Mossbauer spectroscopy, as well as magnetic measurements and transmission electron microscopy, was employed to investigate the particle size and magnetic and structural properties of Co–Ni spinel ferrites synthesized via a succession of chemical co-precipitation, hydrothermal treatment, and etching in hydrochloric acid (HCl). A maximum coercive force of 519 kA/m and saturation magnetization of $60.4~\text {A}\cdot \text {m}^{2}$ /kg were obtained after etching in HCl with a concentration of 4 mol/L. At room temperature, the samples obtained after co-precipitation showed partially paramagnetic behavior; however, this effect disappeared in the Mossbauer spectra at liquid He temperature.
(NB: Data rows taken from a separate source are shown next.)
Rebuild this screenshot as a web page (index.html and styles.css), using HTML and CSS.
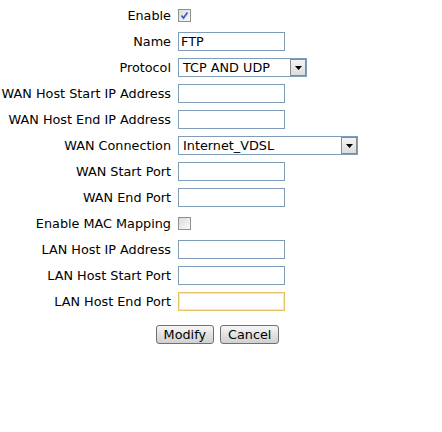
FILE: index.html
```html
<!DOCTYPE html>
<html lang="en">
<head>
    <meta charset="UTF-8">
    <title>Port Mapping</title>
    <link rel="stylesheet" href="styles.css">
</head>
<body>
    <form class="mapping">
        <div class="grid">
            <label>Enable</label>
            <span class="check checked">
                <svg width="11" height="11" viewBox="0 0 11 11"><path d="M2.5 5.5 L4.5 8 L8.5 2.5" fill="none" stroke="#3a62c4" stroke-width="1.8"/></svg>
            </span>

            <label>Name</label>
            <span class="field">FTP</span>

            <label>Protocol</label>
            <span class="select">
                <span class="value">TCP AND UDP</span>
                <span class="arrow"><svg width="7" height="4" viewBox="0 0 7 4"><path d="M0 0 H7 L3.5 4 Z" fill="#000"/></svg></span>
            </span>

            <label>WAN Host Start IP Address</label>
            <span class="field"></span>

            <label>WAN Host End IP Address</label>
            <span class="field"></span>

            <label>WAN Connection</label>
            <span class="select wide">
                <span class="value">Internet_VDSL</span>
                <span class="arrow"><svg width="7" height="4" viewBox="0 0 7 4"><path d="M0 0 H7 L3.5 4 Z" fill="#000"/></svg></span>
            </span>

            <label>WAN Start Port</label>
            <span class="field"></span>

            <label>WAN End Port</label>
            <span class="field"></span>

            <label>Enable MAC Mapping</label>
            <span class="check"></span>

            <label>LAN Host IP Address</label>
            <span class="field"></span>

            <label>LAN Host Start Port</label>
            <span class="field"></span>

            <label>LAN Host End Port</label>
            <span class="field focused"></span>
        </div>
        <div class="buttons">
            <button type="button">Modify</button>
            <button type="button">Cancel</button>
        </div>
    </form>
</body>
</html>
```

FILE: styles.css
```css
body {
    margin: 0;
    background: #fff;
    color: #000;
    font-family: "DejaVu Sans", Verdana, sans-serif;
    font-size: 12.8px;
}

.mapping {
    width: 435px;
    padding-top: 6px;
}

.grid {
    display: grid;
    grid-template-columns: 171px auto;
    column-gap: 7px;
    row-gap: 7px;
    grid-auto-rows: 19px;
    align-items: center;
}

.grid label {
    text-align: right;
    white-space: nowrap;
}

.field {
    box-sizing: border-box;
    width: 107px;
    height: 19px;
    border: 1px solid #7f9db9;
    padding: 1px 2px;
    line-height: 15px;
}

.field.focused {
    border-color: #e5c365;
    box-shadow: inset 0 0 0 1px #f8e8b8;
}

.select {
    box-sizing: border-box;
    width: 129px;
    height: 19px;
    border: 1px solid #7f9db9;
    display: flex;
    align-items: center;
    justify-content: space-between;
}

.select.wide {
    width: 180px;
}

.select .value {
    padding-left: 4px;
}

.select .arrow {
    box-sizing: border-box;
    width: 16px;
    height: 17px;
    background: linear-gradient(#f4f4f4, #dcdcdc);
    border: 1px solid #8a8a8a;
    display: flex;
    align-items: center;
    justify-content: center;
}

.check {
    box-sizing: border-box;
    width: 13px;
    height: 13px;
    border: 1px solid #8f8f8f;
    background: linear-gradient(135deg, #dcdcdc, #f8f8f8);
    display: flex;
    align-items: center;
    justify-content: center;
}

.buttons {
    display: flex;
    justify-content: center;
    gap: 6px;
    margin-top: 14px;
}

.buttons button {
    font-family: inherit;
    font-size: 12.8px;
    height: 19px;
    padding: 0 7px;
    border: 1px solid #707070;
    border-radius: 3px;
    background: linear-gradient(#f6f6f6, #e2e2e2 50%, #d0d0d0);
    color: #000;
    line-height: 15px;
}
```
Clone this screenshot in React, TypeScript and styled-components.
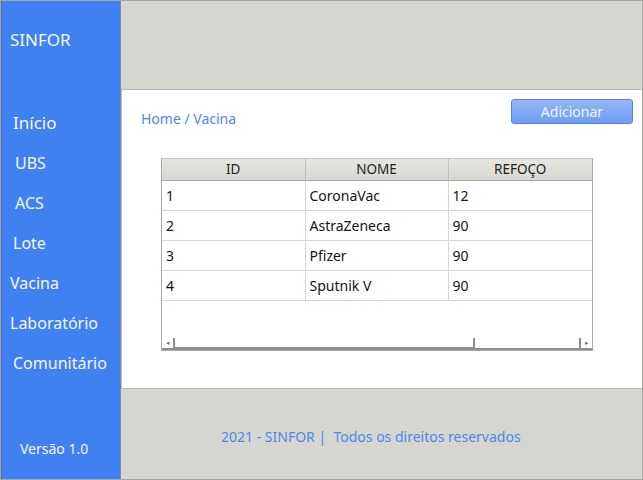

The area ratio of the Fe ions at A-sites and B-sites changed as particle size was increased, indicating that the cation distribution is changed as a result of the size and synthesis method. After the final stage of synthesis, i.e., etching, the degree of inversion was found to be 1, indicating that the structure is a completely inverse spinel. It is expected that the cation distribution, especially the increase of Co2+ in the octahedral site, produces a higher magnetocrystalline anisotropy and thus higher coercivity.